A Wisconsin appellate court has overruled a lower court to allow more than 200,000 Wisconsin voters to remain on the voter rolls. 

An Ozaukee County judge ruled in December that the state had to remove voters who did not immediately respond to a state mailing asking them to update their address. The lower court also held members of the state’s elections commission in contempt when a 3-3 vote stalled the commission on any action.

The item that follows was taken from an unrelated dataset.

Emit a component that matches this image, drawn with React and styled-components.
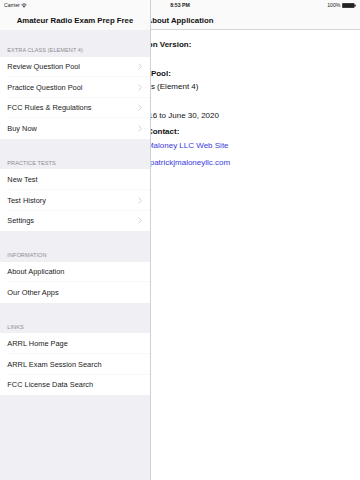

The appeals court decision vacated the contempt charge as well. 

The court wrote in its ruling that “in sum, we conclude that Plaintiffs fail to show that the [Wisconsin Elections] Commission has a ‘positive and plain’ duty” to deactivate voters who did not return their mailer in 30 days. 

The Wisconsin Institute for Law and Liberty, which filed the suit on behalf of three Wisconsin voters, promised to appeal the case to the state Supreme Court. 

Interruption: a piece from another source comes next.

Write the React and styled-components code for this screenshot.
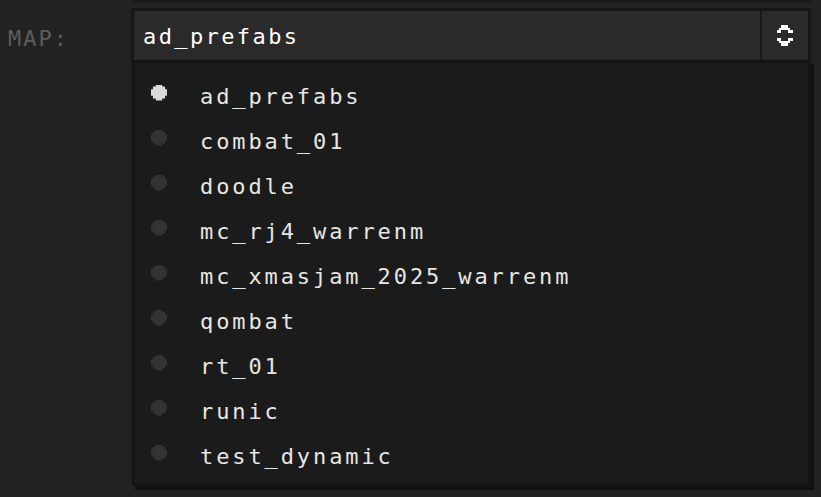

“Wisconsin deserves clean elections in 2020,” institute president Rick Esenberg said in a tweet. “It is our intent to seek review in the Wisconsin Supreme Court to ensure that the Wisconsin Elections Commission complies with state law.”

“We appreciate the Court of Appeals decision and will move forward with the process approved by the members of the Wisconsin Elections Commission in June 2019 for handling mailings sent to potential movers,” elections commission administrator Meagan Wolfe said in a statement

“No voters have been deactivated if they did not respond to the Wisconsin Elections Commission’s mailing in October 2019 to voters who may have moved,” she added. “The mailing was to make sure that voters who have moved know how to reregister at their current address and to encourage them to do that before the election or on election day.”

State Attorney General Josh Kaul, a Democrat, said in a statement that “today’s decision is a win not only for the Wisconsinites who were nearly purged from the voter rolls, but also for our democracy.”

The Friday ruling finalizes a stay the appellate court issued last month.